Holyhead was reachable by car from my home in London. STORA NASSA remained there for three weeks while equipment and food were brought from London, put aboard and stowed. The departure date was fixed to enable me to be present for the first birthday party of my daughter, Kate. After the party was over, I took a train to Holyhead.


When I arrived, I was pleasantly surprised to be greeted at the train station by Chantal, Marianne and Stephanie, members of the staff of my London office where I had been based for over six years. They joined John, Pieter and me for a meal and a pint at a local pub. After a convivial evening, the crew rowed out to STORA NASSA, sorted out personal gear, discussed a watch schedule, listened to a marine weather report — and got underway as the tidal current was shifting in our favor.

 

The story of the voyage need not be told here. Briefly, we had calms as we went north along the west coast of England and Scotland requiring us to proceed under power. A problem with the fuel line developed, and we put into Stornoway on the Isle of Lewis to effect a repair and to refuel. After 24 hours we continued north to the stormy and ruggedly beautiful Faeroe Islands, where we spent four days. At this latitude there is continuous daylight around midsummer, and the Faeroes turn off their lighthouses on June 1 and don’t turn them on again until July 15.

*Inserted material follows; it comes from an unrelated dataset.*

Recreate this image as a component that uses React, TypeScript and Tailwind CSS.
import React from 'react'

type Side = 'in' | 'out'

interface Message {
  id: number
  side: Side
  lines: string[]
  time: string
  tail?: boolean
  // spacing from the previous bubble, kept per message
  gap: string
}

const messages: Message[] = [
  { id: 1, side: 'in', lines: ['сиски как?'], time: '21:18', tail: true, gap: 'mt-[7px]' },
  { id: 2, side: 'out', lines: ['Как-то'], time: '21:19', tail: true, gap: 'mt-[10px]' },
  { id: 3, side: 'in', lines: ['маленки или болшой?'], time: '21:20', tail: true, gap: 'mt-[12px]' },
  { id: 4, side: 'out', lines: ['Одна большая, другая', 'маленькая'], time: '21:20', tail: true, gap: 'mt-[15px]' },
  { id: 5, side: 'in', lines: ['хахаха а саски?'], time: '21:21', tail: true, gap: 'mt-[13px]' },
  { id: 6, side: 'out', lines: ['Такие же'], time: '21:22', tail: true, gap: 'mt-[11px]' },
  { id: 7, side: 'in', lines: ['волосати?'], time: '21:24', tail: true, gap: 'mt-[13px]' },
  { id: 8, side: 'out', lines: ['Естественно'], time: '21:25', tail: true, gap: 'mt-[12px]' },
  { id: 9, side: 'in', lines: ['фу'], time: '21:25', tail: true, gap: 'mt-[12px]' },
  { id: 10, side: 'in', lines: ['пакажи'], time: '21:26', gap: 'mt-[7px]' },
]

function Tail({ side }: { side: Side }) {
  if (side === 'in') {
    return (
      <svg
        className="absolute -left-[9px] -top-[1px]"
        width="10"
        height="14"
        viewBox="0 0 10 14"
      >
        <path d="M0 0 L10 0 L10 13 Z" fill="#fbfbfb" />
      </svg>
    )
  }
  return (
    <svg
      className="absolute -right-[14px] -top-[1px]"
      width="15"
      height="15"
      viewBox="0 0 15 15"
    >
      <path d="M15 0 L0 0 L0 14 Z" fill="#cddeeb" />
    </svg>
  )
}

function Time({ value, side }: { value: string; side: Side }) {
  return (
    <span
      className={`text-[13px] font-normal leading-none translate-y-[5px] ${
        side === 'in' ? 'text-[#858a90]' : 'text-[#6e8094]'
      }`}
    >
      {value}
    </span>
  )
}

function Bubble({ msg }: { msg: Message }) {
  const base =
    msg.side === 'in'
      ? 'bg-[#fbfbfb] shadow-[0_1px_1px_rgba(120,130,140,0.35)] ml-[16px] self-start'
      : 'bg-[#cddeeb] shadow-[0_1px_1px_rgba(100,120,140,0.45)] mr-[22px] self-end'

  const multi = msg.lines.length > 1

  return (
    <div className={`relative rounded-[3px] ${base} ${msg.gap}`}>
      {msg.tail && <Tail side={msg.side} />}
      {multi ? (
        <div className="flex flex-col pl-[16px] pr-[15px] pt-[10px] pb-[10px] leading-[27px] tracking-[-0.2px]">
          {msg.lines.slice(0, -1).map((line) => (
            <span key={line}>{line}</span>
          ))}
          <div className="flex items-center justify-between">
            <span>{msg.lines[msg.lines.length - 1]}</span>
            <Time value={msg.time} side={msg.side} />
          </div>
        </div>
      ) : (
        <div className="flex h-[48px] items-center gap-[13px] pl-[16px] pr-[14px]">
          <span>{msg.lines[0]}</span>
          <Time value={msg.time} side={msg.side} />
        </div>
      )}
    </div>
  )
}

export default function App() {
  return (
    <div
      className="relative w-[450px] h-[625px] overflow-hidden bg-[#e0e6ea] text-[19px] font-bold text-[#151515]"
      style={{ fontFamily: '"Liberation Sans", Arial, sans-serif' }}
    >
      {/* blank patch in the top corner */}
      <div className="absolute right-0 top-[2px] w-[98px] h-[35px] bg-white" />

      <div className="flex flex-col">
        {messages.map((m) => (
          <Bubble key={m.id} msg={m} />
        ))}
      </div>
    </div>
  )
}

Our next ports of call were in Iceland. After a day in the volcanic Westmann Islands off the south coast, we went on to Reykjavik, where Kate and her mother met us and we remained for four days. Then the biggest hop, to St. John’s, Newfoundland, Canada, a distance of 1444 miles that we did in 13 days. We began to encounter fog on this passage, and the fog was with us on and off until we were well into Long Island Sound. But we had enough clear weather to observe the astonishingly fecund bird and marine mammal life of the northern ocean — and as we approached Newfoundland, icebergs. We remained in St. John’s another four days and then called at Lunenburg, Nova Scotia, Nantucket, MA, Newport, RI, Stonington, CT, and Guilford, CT, before completing the voyage at harbor where I had learned to sail as a child.

 

Including more than two weeks in port, the voyage covered over 4000 miles and took slightly more than seven weeks. The time at sea was on a wet and constantly moving platform and was physically exhausting. All of us were seasick at one time or another. Satisfying sleep was impossible. Often it was so cold on deck that only the man on watch was there. The frequency of fog during the last five weeks of the voyage created the outlook, and the feeling, that the world consisted of just our cocoon of fog. Each of us found that he had lost weight during the crossing. Clearly creature comforts were not the rewards of the voyage.

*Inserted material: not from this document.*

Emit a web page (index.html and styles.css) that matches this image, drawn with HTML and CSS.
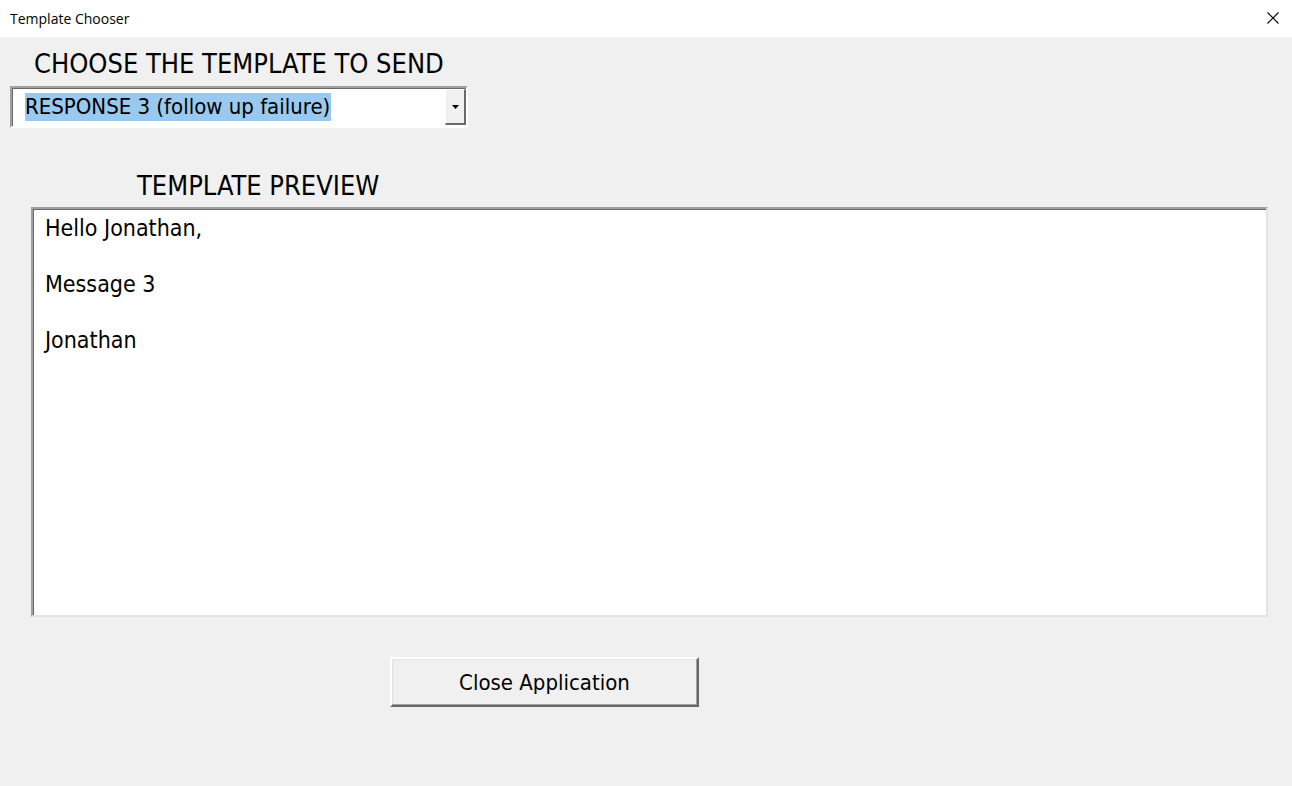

But there were rewards. And these went beyond the masochistic satisfaction that comes from having achieved a difficult objective, satisfying though that is. The sea exerts a fascination that grows with familiarity. Certainly the time spent at sea is spent in a different world, far removed from the seemly unreal and somehow less meaningful modern world.

There is a refreshing freedom in the wide open space of the ocean. The cycle of a landfall, and a new port, inevitably succeeded by the compulsion to be at sea again, to be hungering for the next landfall, the next port, is habit-forming, if not intoxicating. It is a habit that cannot be rushed. The pace of a voyage under sail is dependent upon wind and sea conditions. Indeed, shipboard life revolves around the natural cycle of the day and the wonder of sunrise and sunset. Of necessity one rediscovers the virtue of patience and the concomitant pleasure of adjusting one’s pace to that of nature.

Whatever the discomforts of shipboard life and the other limitations imposed by the sea, it is very beautiful. It is a beauty that manifests itself in many moods, some peaceful, some not so peaceful, but all with wholly natural ingredients. There are times when the wind is fair, the seas calm, the birds are about, the clouds are varied, the sun plays on the deep blue surface of the sea and one’s ship drives easily through the water. In an imperfect world, these are times to savor.